Pour nous, la démocratie c’est le mandat. C’est pour cette raison propre à notre position que nous constatons qu’il y a tant de haine envers le Parti des travailleurs et contre ma personne. Parce que nous sommes restés fidèles à notre ligne politique, celle qui consiste à exiger le départ du système totalement et entièrement, et puis il s’agit de l’aspiration de la majorité du peuple. Nous pensons que le rôle de l’armée est bien défini, à savoir la préservation du pays, surtout dans le monde d’aujourd’hui et la question de la souveraineté.
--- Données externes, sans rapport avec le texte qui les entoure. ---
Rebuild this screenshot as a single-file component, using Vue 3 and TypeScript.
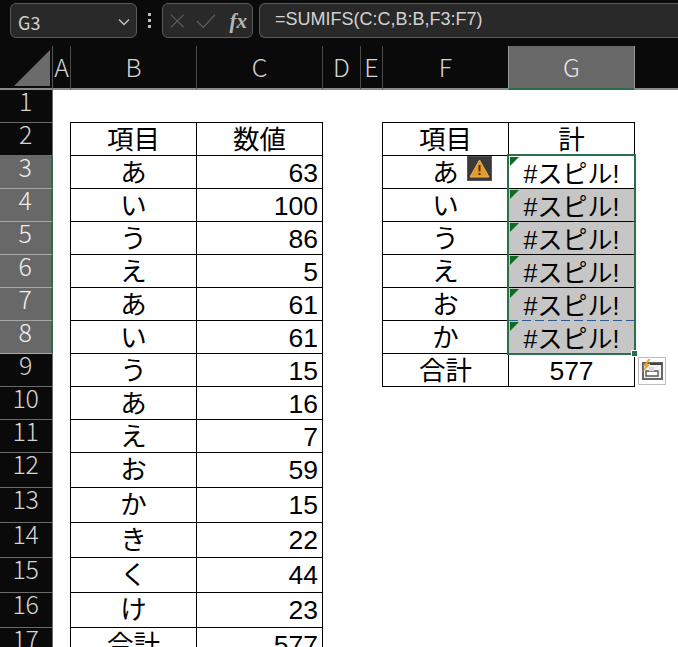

L’armée ne doit en aucun cas interférer dans les affaires politiques, d’ailleurs les interférences de ce genre pourraient constituer un danger à l’échelle internationale, les ingérences dans les affaires du Soudan sont là pour nous rappeler ses conséquences. Chez nous, jusqu’à aujourd’hui, les manifestations sont restées pacifiques, parce que c’est le peuple qui l’a décrété. C’est cette majorité du peuple qui a rendu impuissant le système à travers le caractère pacifique du mouvement populaire, elle a rendu impuissantes aussi les grandes puissances en refusant toute ingérence étrangère. A côté des marches qui se poursuivent chaque semaine, il y a des débats qui se sont enclenchés partout dans la société, dans les cafés, les universités et les usines.

Quelle solution propose le Parti des travailleurs pour sortir de cette crise délicate et est-ce que la solution réside-t-elle dans une issue négociée avec l’armée? 
Pourquoi négocier avec l’armée? Il n’y a pas d’issue négociée, c’est la majorité écrasante du peuple qui décide. Qu’ils s’en aillent tous, et après on discutera de la solution. L’armée n’est pas une institution civile ni un parti politique. La solution réside dans l’élection d’une Assemblée nationale constituante qui sera souveraine pour choisir le système politique qui répond à ses aspirations démocratiques, qui sera chargée de rédiger une nouvelle Constitution où les intérêts socio-économiques, politiques et culturels seront reflétés de la manière la plus claire.
En somme, c’est à la majorité d’élire et de choisir ses représentants à travers une constituante souveraine.